Ms Fitzgerald has also said that she is "outraged" by the fact that her constituent's privacy was invaded by newspaper reports of the case. I have no wish to add to the Minister's sense of "outrage" nor to infringe her constituent's privacy.

But it is worth pointing out that the case was first made public early in February when her constituent gave an interview to the Sunday Independent, accompanied by a large photograph, complaining of the garda's confiscation of her car, of being left to walk home from Mount Street to her home in Stillorgan and that she had been cold and frightened.

I remember reading the story and being rather surprised that anyone would feel they were entitled to sympathy when the law had been broken in this way. As the article in the Sunday Independent made clear, the Garda has a duty to impound a car which is found to be untaxed or uninsured for three months, and in this case road tax had not been paid for 18 months.

A GARDA spokesman made the point that while he regretted that Ms Fitzgerald's constituent probably had a long and cold walk home "there is no need to exaggerate the danger.
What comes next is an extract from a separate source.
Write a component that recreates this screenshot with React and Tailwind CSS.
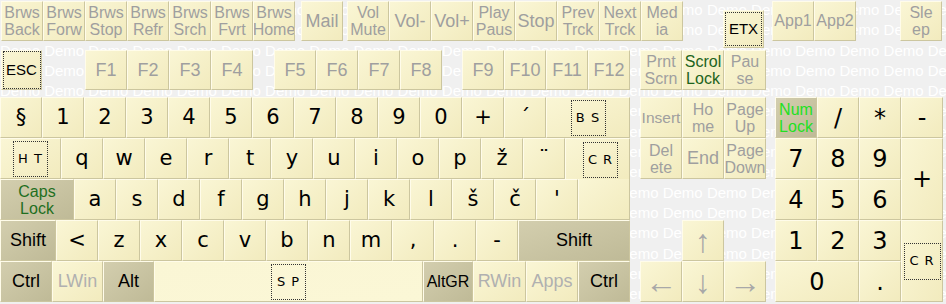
import React from "react";
import clsx from "clsx";

const SANS = "font-['Liberation_Sans',Arial,sans-serif]";
const VERA = "font-['DejaVu_Sans',Verdana,sans-serif]";

const gray = clsx(SANS, "text-[#9f9f9f]");
const small = clsx(gray, "text-[16px] leading-[17px]");
const big = clsx(gray, "text-[18px]");
const letter = clsx(VERA, "text-[21px] text-black");
const mod = clsx(SANS, "text-[18px] text-black");
const pad = clsx(VERA, "text-[24px] text-black");
const arrow = clsx(SANS, "text-[32px] leading-none text-[#a8a8a8]");

const Key = ({ w = "w-[42px]", h = "h-[41px]", dark, className, children }) => (
  <div
    className={clsx(
      "flex shrink-0 flex-col items-center justify-center overflow-hidden whitespace-nowrap border border-t-[#fffcea] border-l-[#fffcea] border-r-[#ccc69f] border-b-[#ccc69f] text-center",
      dark
        ? "bg-linear-to-br from-[#d3ceae] to-[#bfba97]"
        : "bg-linear-to-br from-[#faf6d5] to-[#f2ebbe]",
      w,
      h,
      className
    )}
  >
    {children}
  </div>
);

// dotted focus-like box used for control codes
const Dotted = ({ className, children }) => (
  <div
    className={clsx(
      "flex items-center justify-center border border-dotted border-[#333] text-black",
      className
    )}
  >
    {children}
  </div>
);

const Code = ({ children, className }) => (
  <Dotted className={clsx("h-[36px] w-[35px] text-[13px] tracking-[1px]", VERA, className)}>
    {children}
  </Dotted>
);

const Two = ({ a, b }) => (
  <>
    <span>{a}</span>
    <span>{b}</span>
  </>
);

const browser = ["Back", "Forw", "Stop", "Refr", "Srch", "Fvrt", "Home"];
const media = [
  ["Vol", "Mute"],
  ["Vol-"],
  ["Vol+"],
  ["Play", "Paus"],
  ["Stop"],
  ["Prev", "Trck"],
  ["Next", "Trck"],
  ["Med", "ia"],
];

const rowA = ["§", "1", "2", "3", "4", "5", "6", "7", "8", "9", "0", "+", "´"];
const rowB = ["q", "w", "e", "r", "t", "y", "u", "i", "o", "p", "ž", "¨"];
const rowC = ["a", "s", "d", "f", "g", "h", "j", "k", "l", "š", "č", "'"];
const rowD = ["<", "z", "x", "c", "v", "b", "n", "m", ",", ".", "-"];

const Watermark = () => (
  <div
    aria-hidden
    className={clsx(
      "pointer-events-none absolute inset-0 select-none overflow-hidden whitespace-nowrap text-[15px] leading-[20.3px] text-[#ffffff]",
      SANS
    )}
  >
    {Array.from({ length: 16 }).map((_, i) => (
      <div key={i}>{"Demo ".repeat(24)}</div>
    ))}
  </div>
);

export default function App() {
  return (
    <div className="relative h-[304px] w-[946px] overflow-hidden bg-[#f0f0f0]">
      <Watermark />

      <div className="relative">
        {/* media / browser row */}
        <div className="flex h-[50px] items-start pl-[1px] pt-[1px]">
          {browser.map((b) => (
            <Key key={b} h="h-[40px]" className={small}>
              <Two a="Brws" b={b} />
            </Key>
          ))}
          <Key h="h-[40px]" className={clsx(big, "ml-[6px]")}>
            Mail
          </Key>
          <div className="ml-[4px] flex">
            {media.map(([a, b]) => (
              <Key key={a + b} h="h-[40px]" className={b ? small : big}>
                {b ? <Two a={a} b={b} /> : a}
              </Key>
            ))}
          </div>
          <Key w="w-[41px]" h="h-[38px]" className="ml-[40px] mt-[9px]">
            <Dotted className={clsx("h-[34px] w-[37px] text-[15px]", SANS)}>ETX</Dotted>
          </Key>
          <Key h="h-[40px]" className={clsx(gray, "ml-[8px] text-[16px]")}>
            App1
          </Key>
          <Key h="h-[40px]" className={clsx(gray, "text-[16px]")}>
            App2
          </Key>
          <Key h="h-[40px]" className={clsx(small, "ml-[44px]")}>
            <Two a="Sle" b="ep" />
          </Key>
        </div>

        {/* function row */}
        <div className="flex h-[47px] items-start pl-[1px]">
          <Key w="w-[41px]" h="h-[40px]">
            <Dotted className={clsx("h-[38px] w-[38px] text-[15px]", SANS)}>ESC</Dotted>
          </Key>
          <div className="ml-[43px] flex">
            {["F1", "F2", "F3", "F4"].map((f) => (
              <Key key={f} h="h-[40px]" className={big}>
                {f}
              </Key>
            ))}
          </div>
          <div className="ml-[21px] flex">
            {["F5", "F6", "F7", "F8"].map((f) => (
              <Key key={f} h="h-[40px]" className={big}>
                {f}
              </Key>
            ))}
          </div>
          <div className="ml-[20px] flex">
            {["F9", "F10", "F11", "F12"].map((f) => (
              <Key key={f} h="h-[40px]" className={big}>
                {f}
              </Key>
            ))}
          </div>
          <div className="ml-[10px] flex">
            <Key h="h-[40px]" className={small}>
              <Two a="Prnt" b="Scrn" />
            </Key>
            <Key h="h-[40px]" className={clsx(SANS, "text-[16px] leading-[17px] text-[#1d641d]")}>
              <Two a="Scrol" b="Lock" />
            </Key>
            <Key h="h-[40px]" className={small}>
              <Two a="Pau" b="se" />
            </Key>
          </div>
        </div>

        {/* main block + nav + numpad */}
        <div className="flex">
          <div className="flex w-[630px] flex-col">
            <div className="flex">
              {rowA.map((k) => (
                <Key key={k} className={letter}>
                  {k}
                </Key>
              ))}
              <Key w="w-[84px]">
                <Code className="h-[35px]">B S</Code>
              </Key>
            </div>
            <div className="flex">
              <Key w="w-[61px]">
                <Code>H T</Code>
              </Key>
              {rowB.map((k) => (
                <Key key={k} className={letter}>
                  {k}
                </Key>
              ))}
              <Key w="w-[65px]" className="border-b-0 pt-[1px]">
                <Code className="ml-[6px]">C R</Code>
              </Key>
            </div>
            <div className="flex">
              <Key w="w-[74px]" dark className={clsx(SANS, "text-[16px] leading-[17px] text-[#1f6f1f]")}>
                <Two a="Caps" b="Lock" />
              </Key>
              {rowC.map((k) => (
                <Key key={k} className={letter}>
                  {k}
                </Key>
              ))}
              <Key w="w-[52px]" className="border-t-0" />
            </div>
            <div className="flex">
              <Key w="w-[56px]" dark className={mod}>
                Shift
              </Key>
              {rowD.map((k) => (
                <Key key={k} className={letter}>
                  {k}
                </Key>
              ))}
              <Key w="w-[112px]" dark className={mod}>
                Shift
              </Key>
            </div>
            <div className="flex">
              <Key w="w-[52px]" dark className={mod}>
                Ctrl
              </Key>
              <Key w="w-[51px]" className={clsx(SANS, "text-[18px] text-[#b0b0b0]")}>
                LWin
              </Key>
              <Key w="w-[51px]" dark className={mod}>
                Alt
              </Key>
              <Key w="w-[269px]" className="from-[#f4eec4] to-[#fbf7d6]">
                <Code className="h-[35px]">S P</Code>
              </Key>
              <Key w="w-[50px]" dark className={clsx(SANS, "text-[16px] text-black")}>
                AltGR
              </Key>
              <Key w="w-[53px]" className={clsx(SANS, "text-[18px] text-[#b0b0b0]")}>
                RWin
              </Key>
              <Key w="w-[52px]" className={clsx(SANS, "text-[18px] text-[#b0b0b0]")}>
                Apps
              </Key>
              <Key w="w-[52px]" dark className={mod}>
                Ctrl
              </Key>
            </div>
          </div>

          {/* navigation cluster */}
          <div className="ml-[10px] flex w-[126px] flex-col">
            <div className="flex">
              <Key className={clsx(gray, "text-[15.5px]")}>Insert</Key>
              <Key className={small}>
                <Two a="Ho" b="me" />
              </Key>
              <Key className={small}>
                <Two a="Page" b="Up" />
              </Key>
            </div>
            <div className="flex">
              <Key className={small}>
                <Two a="Del" b="ete" />
              </Key>
              <Key className={big}>End</Key>
              <Key className={small}>
                <Two a="Page" b="Down" />
              </Key>
            </div>
            <div className="h-[41px]" />
            <div className="flex pl-[42px]">
              <Key className={arrow}>↑</Key>
            </div>
            <div className="flex">
              <Key className={arrow}>←</Key>
              <Key className={arrow}>↓</Key>
              <Key className={arrow}>→</Key>
            </div>
          </div>

          {/* numpad */}
          <div className="ml-[9px] grid grid-cols-[repeat(4,42px)] grid-rows-[repeat(5,41px)]">
            <Key w="" h="" dark className={clsx(SANS, "text-[16px] leading-[17px] text-[#22e022]")}>
              <Two a="Num" b="Lock" />
            </Key>
            <Key w="" h="" className={pad}>/</Key>
            <Key w="" h="" className={clsx(pad, "text-[22px]")}>*</Key>
            <Key w="" h="" className={clsx(pad, "text-[20px]")}>-</Key>
            <Key w="" h="" className={pad}>7</Key>
            <Key w="" h="" className={pad}>8</Key>
            <Key w="" h="" className={pad}>9</Key>
            <Key w="" h="" className={clsx(pad, "row-span-2")}>+</Key>
            <Key w="" h="" className={pad}>4</Key>
            <Key w="" h="" className={pad}>5</Key>
            <Key w="" h="" className={pad}>6</Key>
            <Key w="" h="" className={pad}>1</Key>
            <Key w="" h="" className={pad}>2</Key>
            <Key w="" h="" className={pad}>3</Key>
            <Key w="" h="" className="row-span-2">
              <Code className="h-[37px] w-[37px]">C R</Code>
            </Key>
            <Key w="" h="" className={clsx(pad, "col-span-2")}>0</Key>
            <Key w="" h="" className={pad}>.</Key>
          </div>
        </div>
      </div>
    </div>
  );
}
It was Mount Street, after all, not Harlem".

In fact, the road from the centre of Dublin to Stillorgan is wide and brightly lit. It is well maintained because most motorists pay their road tax.

There is a connection between the payment of taxes and the State's ability to provide services for its citizens, which most of us accept. We pay our taxes, not exactly gladly but willingly, because we value the services the State provides and see this contract as the basis of a civil society.
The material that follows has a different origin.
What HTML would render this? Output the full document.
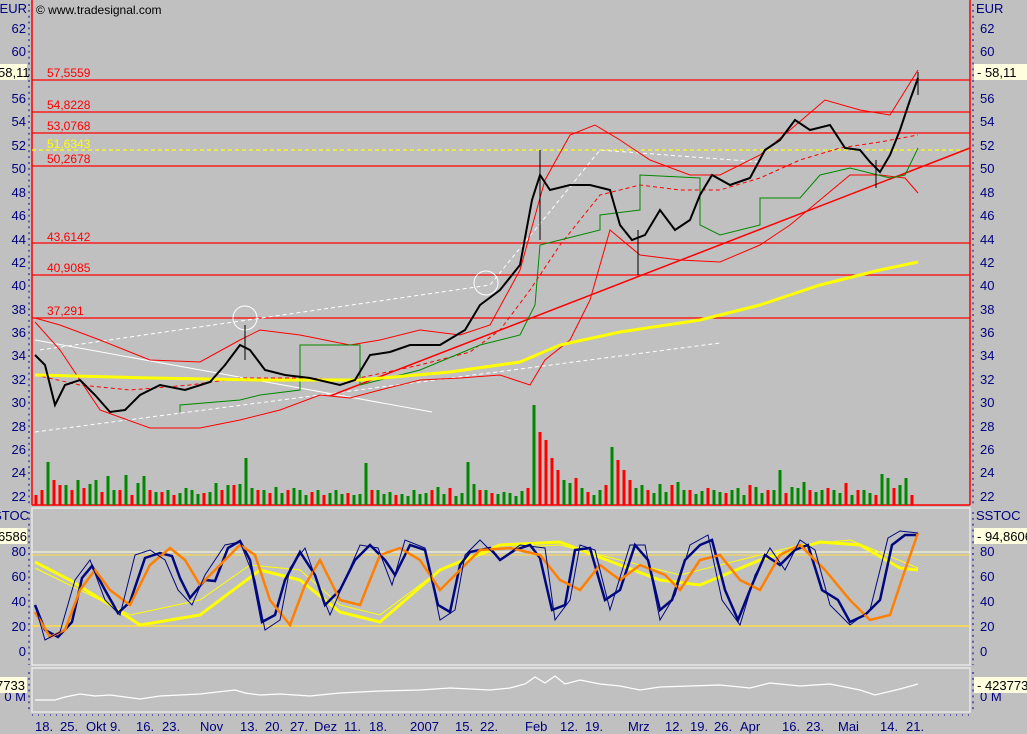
<!DOCTYPE html>
<html><head><style>
body{margin:0;width:1027px;height:734px;background:#c0c0c0;overflow:hidden;font-family:"Liberation Sans",sans-serif}
svg{position:absolute;left:0;top:0}
text{font-family:"Liberation Sans",sans-serif;font-size:13px}
</style></head><body>
<svg width="1027" height="734" viewBox="0 0 1027 734">
<line x1="32" y1="0" x2="32" y2="505" stroke="#f00" stroke-width="1.5"/>
<line x1="970" y1="0" x2="970" y2="505" stroke="#f00" stroke-width="1.5"/>
<line x1="32" y1="505" x2="970" y2="505" stroke="#f00" stroke-width="1.5"/>
<rect x="32" y="508" width="938" height="157" fill="none" stroke="#e8e8e8" stroke-width="1.5"/>
<rect x="32" y="668" width="938" height="44" fill="none" stroke="#e8e8e8" stroke-width="1.5"/>
<!-- axis ticks -->
<g stroke="#00007f" stroke-width="1" stroke-dasharray="2,3.85">
<line x1="29" y1="4" x2="29" y2="505"/><line x1="973" y1="4" x2="973" y2="505"/>
<line x1="29" y1="512" x2="29" y2="665"/><line x1="973" y1="512" x2="973" y2="665"/>
<line x1="29" y1="672" x2="29" y2="712"/><line x1="973" y1="672" x2="973" y2="712"/>
</g>
<text x="36" y="14" fill="#000" style="font-size:12px">© www.tradesignal.com</text>
<g stroke="#f00" stroke-width="1.2">
<line x1="32" y1="80" x2="970" y2="80"/><line x1="32" y1="112" x2="970" y2="112"/>
<line x1="32" y1="133" x2="970" y2="133"/><line x1="32" y1="166" x2="970" y2="166"/>
<line x1="32" y1="243" x2="970" y2="243"/><line x1="32" y1="275" x2="970" y2="275"/>
<line x1="32" y1="318" x2="970" y2="318"/></g>
<line x1="32" y1="150" x2="970" y2="150" stroke="#ff0" stroke-width="1.2" stroke-dasharray="4,3"/>
<g fill="#f00" style="font-size:12px"><text x="47" y="77" style="font-size:12px">57,5559</text><text x="47" y="109" style="font-size:12px">54,8228</text><text x="47" y="130" style="font-size:12px">53,0768</text><text x="47" y="163" style="font-size:12px">50,2678</text><text x="47" y="241" style="font-size:12px">43,6142</text><text x="47" y="272" style="font-size:12px">40,9085</text><text x="47" y="315" style="font-size:12px">37,291</text></g>
<text x="47" y="148" fill="#ff0" style="font-size:12px">51,6343</text>
<g stroke="#fff" stroke-width="1" fill="none">
<line x1="35" y1="340" x2="432" y2="412"/>
<path d="M35 432 L720 343" stroke-dasharray="4,3"/>
<path d="M40 350 L490 285 L600 150 L760 162" stroke-dasharray="4,3"/>
<circle cx="245" cy="318" r="12"/><circle cx="486" cy="283" r="12"/>
</g>
<line x1="330" y1="396" x2="970" y2="148" stroke="#f00" stroke-width="1.5"/>
<g fill="none" stroke="#f00" stroke-width="1">
<path d="M35 318 L60 325 L100 340 L150 360 L200 362 L240 340 L260 330 L300 335 L350 345 L380 340 L420 330 L460 335 L490 325 L520 270 L545 180 L570 135 L595 125 L620 140 L650 160 L690 175 L720 175 L760 155 L790 130 L825 100 L860 110 L890 115 L918 70"/>
<path d="M35 322 L60 350 L100 410 L150 428 L200 428 L240 420 L280 410 L320 395 L350 398 L380 390 L420 380 L460 378 L500 375 L530 385 L545 360 L570 340 L590 300 L610 230 L640 255 L680 260 L720 262 L760 245 L790 225 L820 200 L850 175 L880 175 L905 178 L918 193"/>
<path d="M35 375 L80 385 L130 390 L190 385 L240 378 L300 378 L350 380 L420 365 L470 352 L500 330 L530 290 L560 245 L600 195 L640 185 L680 190 L720 190 L760 178 L800 160 L840 148 L880 142 L918 135" stroke-dasharray="4,3"/>
</g>
<g fill="none" stroke="#080" stroke-width="1">
<path d="M180 412 L180 405 L240 400 L260 395 L300 390 L300 345 L360 345 L360 385 L420 370 L480 345 L520 335 L535 305 L540 245 L600 230 L600 215 L640 210 L640 175 L700 178 L700 225 L720 235 L760 225 L760 198 L800 198 L820 175 L850 168 L890 178 L905 175 L918 148"/>
</g>
<path d="M35 375 L150 378 L260 380 L360 380 L450 372 L520 362 L560 345 L620 332 L700 320 L760 305 L820 285 L880 270 L918 262" fill="none" stroke="#ff0" stroke-width="3"/>
<path d="M35 355 L45 365 L55 405 L65 385 L80 380 L95 395 L110 412 L125 410 L140 395 L160 385 L185 390 L210 382 L225 365 L240 345 L250 350 L265 370 L285 375 L310 378 L340 385 L355 380 L370 355 L390 352 L410 345 L440 345 L465 330 L480 305 L500 290 L520 265 L532 200 L540 175 L550 190 L570 185 L590 185 L610 190 L620 225 L632 240 L645 235 L660 210 L675 230 L690 220 L700 195 L712 175 L730 185 L750 178 L765 150 L780 140 L795 120 L810 130 L830 125 L845 148 L860 150 L870 162 L880 172 L890 155 L900 130 L910 100 L918 78" fill="none" stroke="#000" stroke-width="2"/>
<g stroke="#000" stroke-width="1">
<line x1="245" y1="325" x2="245" y2="360"/><line x1="540" y1="150" x2="540" y2="240"/><line x1="638" y1="230" x2="638" y2="275"/><line x1="918" y1="72" x2="918" y2="95"/><line x1="876" y1="160" x2="876" y2="188"/>
</g>
<g stroke-width="3">
<path stroke="#f00" d="M36 505V495M42 505V490M54 505V480M60 505V485M72 505V490M84 505V488M102 505V492M120 505V490M132 505V495M150 505V490M162 505V492M174 505V495M204 505V493M222 505V490M234 505V485M258 505V490M270 505V493M288 505V490M312 505V492M324 505V495M348 505V493M372 505V490M396 505V495M432 505V490M450 505V488M480 505V490M492 505V493M528 505V488M540 505V432M546 505V440M552 505V458M558 505V470M576 505V478M588 505V492M606 505V485M618 505V460M624 505V470M630 505V480M648 505V490M672 505V485M690 505V490M708 505V488M726 505V493M750 505V485M768 505V490M786 505V493M810 505V490M828 505V488M846 505V483M858 505V490M876 505V495M894 505V488M912 505V495"/>
<path stroke="#080" d="M48 505V462M66 505V485M78 505V480M90 505V484M96 505V480M108 505V476M114 505V490M126 505V475M138 505V483M144 505V476M156 505V492M168 505V490M180 505V493M186 505V488M192 505V490M198 505V494M210 505V492M216 505V483M228 505V485M240 505V484M246 505V458M252 505V488M264 505V490M276 505V487M282 505V493M294 505V488M300 505V490M306 505V495M318 505V490M330 505V493M336 505V490M342 505V494M354 505V495M360 505V494M366 505V463M378 505V490M384 505V494M390 505V492M402 505V494M408 505V496M414 505V490M420 505V494M426 505V493M438 505V487M444 505V494M456 505V496M462 505V493M468 505V462M474 505V484M486 505V490M498 505V494M504 505V492M510 505V493M516 505V496M522 505V491M534 505V405M564 505V480M570 505V483M582 505V488M594 505V495M600 505V490M612 505V447M636 505V488M642 505V485M654 505V493M660 505V484M666 505V492M678 505V482M684 505V490M696 505V494M702 505V491M714 505V490M720 505V492M732 505V490M738 505V488M744 505V495M756 505V487M762 505V493M774 505V490M780 505V470M792 505V487M798 505V488M804 505V482M816 505V492M822 505V490M834 505V490M840 505V493M852 505V495M864 505V490M870 505V493M882 505V474M888 505V478M900 505V485M906 505V478"/>
</g>
<line x1="32" y1="552" x2="970" y2="552" stroke="#ffd" stroke-width="1"/>
<line x1="32" y1="555" x2="970" y2="555" stroke="#fd4" stroke-width="1"/>
<line x1="32" y1="626" x2="970" y2="626" stroke="#fd4" stroke-width="1.5"/>
<path d="M35 562 L70 580 L110 605 L140 625 L200 615 L260 570 L300 580 L340 612 L380 622 L440 570 L500 545 L560 542 L620 565 L660 580 L700 585 L760 560 L820 542 L860 545 L900 568 L918 570" fill="none" stroke="#ff0" stroke-width="3"/>
<path d="M35 568 L80 590 L130 615 L200 600 L250 565 L300 570 L340 605 L380 615 L440 570 L500 548 L560 545 L620 560 L680 575 L740 560 L800 545 L850 540 L918 568" fill="none" stroke="#ff0" stroke-width="1"/>
<path d="M35 605 L45 630 L58 637 L72 622 L82 578 L92 566 L105 590 L118 613 L130 602 L145 558 L160 553 L172 556 L180 578 L190 598 L205 580 L215 581 L228 548 L240 541 L250 560 L262 622 L275 615 L285 580 L300 552 L315 575 L325 605 L340 590 L355 560 L370 545 L385 560 L395 575 L410 545 L425 550 L438 605 L450 612 L460 565 L470 552 L490 548 L500 560 L515 550 L530 545 L540 558 L552 610 L565 605 L575 550 L590 548 L605 600 L620 590 L635 545 L648 560 L660 610 L672 600 L685 560 L700 545 L712 540 L725 590 L738 620 L752 585 L765 555 L780 565 L795 550 L808 545 L822 590 L838 600 L850 622 L865 615 L880 600 L892 545 L905 535 L918 535" fill="none" stroke="#00087f" stroke-width="2.5"/>
<path d="M35 612 L50 637 L65 630 L80 590 L95 570 L110 590 L130 605 L150 565 L170 548 L185 560 L200 585 L220 565 L240 545 L255 555 L270 600 L290 625 L305 585 L320 560 L340 600 L360 605 L380 555 L400 548 L420 560 L440 590 L460 570 L480 550 L510 548 L540 555 L560 580 L580 590 L600 565 L620 580 L640 565 L665 575 L680 590 L700 560 L720 555 L740 580 L760 590 L780 555 L800 545 L825 570 L850 600 L870 620 L890 615 L905 570 L918 533" fill="none" stroke="#ff7f00" stroke-width="2.5"/>
<path d="M35 605 L45 640 L60 632 L75 580 L90 560 L105 600 L120 615 L135 555 L150 550 L165 560 L178 590 L192 605 L205 575 L225 545 L240 542 L255 580 L265 630 L280 620 L290 568 L305 548 L318 585 L330 615 L345 580 L360 545 L378 548 L392 585 L405 540 L425 548 L440 620 L455 610 L465 555 L480 540 L500 560 L520 545 L545 548 L555 620 L570 600 L580 545 L595 550 L610 610 L630 545 L645 545 L660 620 L675 595 L690 545 L708 535 L722 600 L740 625 L755 575 L770 548 L785 570 L800 540 L815 550 L830 605 L850 625 L870 610 L888 538 L900 531 L918 533" fill="none" stroke="#00087f" stroke-width="1"/>
<path d="M35 700 L55 700 L65 697 L80 694 L95 696 L110 695 L140 699 L160 696 L200 694 L235 690 L245 693 L260 695 L280 694 L310 696 L340 693 L380 691 L420 690 L450 688 L490 690 L510 688 L525 684 L535 677 L545 683 L555 676 L565 684 L580 680 L600 684 L620 686 L640 690 L660 687 L690 686 L720 685 L750 688 L770 683 L800 686 L830 684 L860 690 L875 695 L900 689 L918 684" fill="none" stroke="#fff" stroke-width="1.2"/>
<g fill="#00007f" text-anchor="end">
<text x="27" y="13">EUR</text>
<text x="26" y="33">62</text><text x="26" y="56">60</text><text x="26" y="103">56</text><text x="26" y="126">54</text><text x="26" y="150">52</text><text x="26" y="173">50</text><text x="26" y="197">48</text><text x="26" y="220">46</text><text x="26" y="244">44</text><text x="26" y="267">42</text><text x="26" y="290">40</text><text x="26" y="314">38</text><text x="26" y="337">36</text><text x="26" y="360">34</text><text x="26" y="384">32</text><text x="26" y="407">30</text><text x="26" y="431">28</text><text x="26" y="454">26</text><text x="26" y="477">24</text><text x="26" y="501">22</text>
<text x="29" y="520">STOC</text>
<text x="26" y="556">80</text><text x="26" y="581">60</text><text x="26" y="606">40</text><text x="26" y="631">20</text><text x="26" y="656">0</text>
<text x="26" y="701">0 M</text>
</g>
<rect x="0" y="64" width="27" height="16" fill="#ffffe0"/><text x="-2" y="77" fill="#000">58,11</text>
<rect x="0" y="528" width="27" height="16" fill="#ffffe0"/><text x="-2" y="541" fill="#000">6586</text>
<rect x="0" y="677" width="27" height="16" fill="#ffffe0"/><text x="-4" y="690" fill="#000">7733</text>
<g fill="#00007f">
<text x="976" y="13">EUR</text>
<text x="980" y="33">62</text><text x="980" y="56">60</text><text x="980" y="103">56</text><text x="980" y="126">54</text><text x="980" y="150">52</text><text x="980" y="173">50</text><text x="980" y="197">48</text><text x="980" y="220">46</text><text x="980" y="244">44</text><text x="980" y="267">42</text><text x="980" y="290">40</text><text x="980" y="314">38</text><text x="980" y="337">36</text><text x="980" y="360">34</text><text x="980" y="384">32</text><text x="980" y="407">30</text><text x="980" y="431">28</text><text x="980" y="454">26</text><text x="980" y="477">24</text><text x="980" y="501">22</text>
<text x="976" y="520">SSTOC</text>
<text x="980" y="556">80</text><text x="980" y="581">60</text><text x="980" y="606">40</text><text x="980" y="631">20</text><text x="980" y="656">0</text>
<text x="980" y="701">0 M</text>
</g>
<rect x="974" y="64" width="53" height="16" fill="#ffffe0"/><text x="977" y="77" fill="#000">- 58,11</text>
<rect x="974" y="528" width="53" height="16" fill="#ffffe0"/><text x="977" y="541" fill="#000">- 94,8606</text>
<rect x="974" y="677" width="53" height="16" fill="#ffffe0"/><text x="977" y="690" fill="#000">- 4237733</text>
<g fill="#00007f">
<text x="35" y="731">18.</text><text x="60" y="731">25.</text><text x="86" y="731">Okt</text><text x="110" y="731">9.</text><text x="136" y="731">16.</text><text x="162" y="731">23.</text><text x="200" y="731">Nov</text><text x="240" y="731">13.</text><text x="265" y="731">20.</text><text x="290" y="731">27.</text><text x="314" y="731">Dez</text><text x="344" y="731">11.</text><text x="369" y="731">18.</text><text x="410" y="731">2007</text><text x="455" y="731">15.</text><text x="480" y="731">22.</text><text x="525" y="731">Feb</text><text x="560" y="731">12.</text><text x="585" y="731">19.</text><text x="628" y="731">Mrz</text><text x="665" y="731">12.</text><text x="690" y="731">19.</text><text x="714" y="731">26.</text><text x="740" y="731">Apr</text><text x="782" y="731">16.</text><text x="806" y="731">23.</text><text x="838" y="731">Mai</text><text x="880" y="731">14.</text><text x="906" y="731">21.</text>
</g>
<line x1="32" y1="715" x2="970" y2="715" stroke="#00007f" stroke-width="1" stroke-dasharray="1,5"/>
</svg>
</body></html>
It might occur to some people that a more proper subject for the superintendent at Pearse Street to investigate was why this car was driven for 18 months without the road tax having been paid, without steps being taken to remedy this state of affairs.

In fact, as further Garda statements have now made clear, successive efforts were made, over several years, to try and enforce the law.

I'm grateful to Veronica Guerin, a reporter with a fine record of letting facts rather than emotion do the talking, for the information that Ms Fitzgerald's constituent was stopped by gardai on several occasions dating back to 1993 and questioned about tax and insurance on her car.

Several attempts were made to bring her to court, and in June 1994 she was convicted of driving without tax and insurance. In February 1995, when she was again questioned about a tax disc being out of date, it transpired that there were unpaid parking tickets amounting to £2,800 relating to the car.

I don't pretend to be above reproach on this issue. Not at all. Most of us take advantage of the notoriously lax enforcement of the road traffic laws, whether it be parking on yellow lines or ignoring the one way signs on suburban streets.

I've made several trips to the pound to pick up my car when it had been illegally parked. Very expensive, very time wasting. Most of all, though, very annoying because, once the initial impotent rage has abated, one knows that the only proper response to the young garda's knowing reproach is: "It's a fair cop, guv.

Ms Fitzgerald's reaction, in this case at least, has been to ask the police "to consider a more appropriate policy [than confiscation] if people are found untaxed in future". What does she mean? And what kind of message is this sending to her own constituents and to the Garda? At the very least it seems to imply that they should "go easy" on people who "are found untaxed".

It's only a small step further to infer that the prompt payment of tax, or indeed the payment of tax at all, should be treated by the police as a relatively minor matter.

THIS letter and the Minister's stout defence of her action seems, to this lifelong Labour voter at least, a deal more disturbing than her recent gaffe about the fund raising letter. That was crass and embarrassing but also almost endearingly naive. No businessman or woman in their right mind would seriously think that a £100 meal ticket would buy access to the Minister for Finance.

Labour ministers may be cheap, but not that cheap.

In this case, though, the suggestion seems to be that the law should be applied, or not applied, to suit the convenience of the individual. Of course, there are times when unjust laws, and even just ones, bear down quite unfairly on the most poor and needy in our society.

But the legal obligation to pay road tax does not fall into that category, at least not in this case. A person who chooses to drive a car has to accept that certain rules apply to what is an expensive privilege and that penalties will be imposed if these rules are not observed.

I've been told, over and over again, that our ambiguous - and often resentful - attitudes to such issues as the payment of tax derive from our experience of a) colonisation; b) the Famine; c) Partition. Let's make the tedious point once again. The Road Traffic Act of 1994 was introduced by a sovereign Irish government, passed by the Oireachtas a full 70 years after independence. We pay an Irish police force to implement these laws. We should let them get on with it.